Я последовал его совету, стало получаться что-то.

‒ Здорово! Молодец! Будешь девчонкам играть.

Мы с дядей Колей подружились. Я у бабушки просил «копеечку», чтобы ему дать. Мы стали большими друзьями.

Этот закон «никогда не оскорбляй своим страхом человека», в жизни пригодился.

Во-первых, люди твой страх чувствуют. Начинаешь бояться – провоцируешь агрессию. Особенно это важно было в моей работе – я нарколог, работаю с самыми разными людьми и не все из них пушистые и хорошие, есть и убийцы, и насильники. Не дай Бог, бояться их и не дай Бог показать своё презрение к ним. Надо найти возможность полюбить их. Благодарен Аннушке, что она с детства мне говорила об этом.

Причём, кем бы ты ни был, пока не сможешь полюбить ближнего, не станешь христианином.

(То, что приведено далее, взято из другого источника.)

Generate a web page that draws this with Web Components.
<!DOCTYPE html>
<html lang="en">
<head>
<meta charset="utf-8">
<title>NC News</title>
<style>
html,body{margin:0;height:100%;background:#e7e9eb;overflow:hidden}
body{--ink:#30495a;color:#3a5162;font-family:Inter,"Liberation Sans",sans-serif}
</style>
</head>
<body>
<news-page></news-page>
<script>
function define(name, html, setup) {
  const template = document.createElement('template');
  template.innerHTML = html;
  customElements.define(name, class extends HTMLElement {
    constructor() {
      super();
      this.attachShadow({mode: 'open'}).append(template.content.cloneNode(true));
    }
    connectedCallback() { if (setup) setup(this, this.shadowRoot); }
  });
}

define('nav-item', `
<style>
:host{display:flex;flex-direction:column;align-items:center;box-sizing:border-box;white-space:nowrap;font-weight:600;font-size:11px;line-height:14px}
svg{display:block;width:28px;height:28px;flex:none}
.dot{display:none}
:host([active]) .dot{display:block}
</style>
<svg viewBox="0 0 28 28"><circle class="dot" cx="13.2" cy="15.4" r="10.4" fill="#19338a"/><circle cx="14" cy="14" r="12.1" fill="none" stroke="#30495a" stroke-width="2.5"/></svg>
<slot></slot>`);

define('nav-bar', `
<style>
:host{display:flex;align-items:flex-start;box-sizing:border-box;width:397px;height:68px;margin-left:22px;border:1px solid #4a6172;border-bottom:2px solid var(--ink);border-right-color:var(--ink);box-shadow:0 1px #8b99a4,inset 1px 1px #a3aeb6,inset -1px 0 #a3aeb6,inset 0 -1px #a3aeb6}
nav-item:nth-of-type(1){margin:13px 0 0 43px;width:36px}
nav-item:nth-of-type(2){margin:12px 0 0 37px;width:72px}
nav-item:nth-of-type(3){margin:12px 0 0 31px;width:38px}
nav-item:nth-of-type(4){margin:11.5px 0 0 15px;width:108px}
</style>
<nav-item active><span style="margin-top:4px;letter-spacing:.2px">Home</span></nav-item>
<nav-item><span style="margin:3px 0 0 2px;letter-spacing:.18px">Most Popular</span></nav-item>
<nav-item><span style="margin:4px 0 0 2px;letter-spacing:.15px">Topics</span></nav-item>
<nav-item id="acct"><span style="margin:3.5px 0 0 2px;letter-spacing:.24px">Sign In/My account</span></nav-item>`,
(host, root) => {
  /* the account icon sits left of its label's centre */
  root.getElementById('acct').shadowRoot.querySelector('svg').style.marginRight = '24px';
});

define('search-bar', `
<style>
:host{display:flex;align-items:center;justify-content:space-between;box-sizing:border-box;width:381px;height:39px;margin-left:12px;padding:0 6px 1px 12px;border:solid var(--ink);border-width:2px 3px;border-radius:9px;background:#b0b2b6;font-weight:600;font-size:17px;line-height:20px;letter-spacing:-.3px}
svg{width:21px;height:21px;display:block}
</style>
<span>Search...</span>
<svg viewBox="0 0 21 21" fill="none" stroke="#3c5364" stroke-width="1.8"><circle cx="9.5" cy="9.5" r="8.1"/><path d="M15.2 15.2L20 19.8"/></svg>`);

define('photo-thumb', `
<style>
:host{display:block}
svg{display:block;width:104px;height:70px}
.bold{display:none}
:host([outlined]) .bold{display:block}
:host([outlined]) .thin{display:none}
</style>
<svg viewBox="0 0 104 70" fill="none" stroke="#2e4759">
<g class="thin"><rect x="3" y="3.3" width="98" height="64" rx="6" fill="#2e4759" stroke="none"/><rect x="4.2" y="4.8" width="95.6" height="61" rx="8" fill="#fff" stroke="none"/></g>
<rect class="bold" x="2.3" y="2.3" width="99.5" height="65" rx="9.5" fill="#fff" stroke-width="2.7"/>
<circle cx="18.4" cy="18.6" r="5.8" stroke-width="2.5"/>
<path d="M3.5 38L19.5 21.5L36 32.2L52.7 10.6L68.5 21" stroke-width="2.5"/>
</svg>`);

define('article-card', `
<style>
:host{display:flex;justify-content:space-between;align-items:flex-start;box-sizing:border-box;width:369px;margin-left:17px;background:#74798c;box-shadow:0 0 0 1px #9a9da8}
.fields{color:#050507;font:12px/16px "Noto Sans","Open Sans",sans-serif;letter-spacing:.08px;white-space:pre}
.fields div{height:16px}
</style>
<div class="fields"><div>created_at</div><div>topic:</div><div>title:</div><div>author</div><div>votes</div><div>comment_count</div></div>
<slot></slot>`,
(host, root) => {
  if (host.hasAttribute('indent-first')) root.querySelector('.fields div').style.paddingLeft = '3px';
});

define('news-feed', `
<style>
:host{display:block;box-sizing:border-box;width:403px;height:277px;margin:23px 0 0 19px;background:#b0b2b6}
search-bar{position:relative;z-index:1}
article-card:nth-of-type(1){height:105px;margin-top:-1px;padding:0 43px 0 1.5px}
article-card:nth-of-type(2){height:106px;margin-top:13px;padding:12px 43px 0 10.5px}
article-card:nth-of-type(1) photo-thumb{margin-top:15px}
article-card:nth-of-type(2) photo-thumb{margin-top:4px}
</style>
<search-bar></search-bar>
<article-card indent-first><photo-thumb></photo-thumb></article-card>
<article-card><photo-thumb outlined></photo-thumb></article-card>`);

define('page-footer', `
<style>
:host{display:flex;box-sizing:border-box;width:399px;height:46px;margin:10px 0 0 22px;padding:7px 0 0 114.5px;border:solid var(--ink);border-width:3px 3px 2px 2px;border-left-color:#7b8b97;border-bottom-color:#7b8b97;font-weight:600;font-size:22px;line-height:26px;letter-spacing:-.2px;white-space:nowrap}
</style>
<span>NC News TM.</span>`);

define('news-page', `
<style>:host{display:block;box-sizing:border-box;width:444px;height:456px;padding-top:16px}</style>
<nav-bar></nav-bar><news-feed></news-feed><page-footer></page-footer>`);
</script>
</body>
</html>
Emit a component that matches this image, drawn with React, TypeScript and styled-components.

От участия на службе, совместной работы и помощи на приходе, ощущаешь благость. Даже не могу словами описать чувство, но заходишь – читают часы, поёт хор – подхватывает. Это не религиозный фанатизм, не самообман. Моя дочка Настя точно подметила: мы были в Англии, зашли в православный храм, а на обратном пути она говорит мне: «Папа, как хорошо, что в любой стране у нас есть свой дом» Она имела в виду, конечно, храм. Это выражает то, что я сам чувствую. Это мой дом. Не зря Господь сказал: «Дом Отца Моего», это мой отчий дом. Я бы сравнил: в Москве, когда бываю, всегда захожу в квартиру (там сейчас сестра живёт), где детство прошло, где до 25 лет жил, где всё осталось так, как было при родителях. Ощущаю, что здесь вся моя жизнь. В церкви возникает такое же ощущение. Я понимаю, что тоже песнопение слышали мои предки много-много лет назад, за упокой ставлю свечку, как будто слышу их, как будто они здесь.

Я был в Финляндии, там по-фински шла служба, я не понимал ни слова, но сердце, душа понимала. Эта Литургия, которая из IV-го века.

Конечно, как хорошо и радостно себя чувствуешь в Пасху! Идёт крестный ход, чувства не такие, как в детстве, когда с мальчишками бегал, хотя и тогда что-то трогало. Отметил бы, Благодатный огонь, который начинается в Иерусалиме, а потом растекается по всему миру. Сначала на улицы Иерусалима, все верующие радуются, от Огня зажигают свечи, обнимаются и целуются! И вот Благодатный огонь приходит в наш храм, и мы радостно кричим: «Христос Воскресе!», а нам в ответ весь верующий мир: «Воистину Воскресе!» Чувствуешь единение с православным христианским миром, ты – часть одного большого. Меня каждый раз это чувство подхватывает, радует.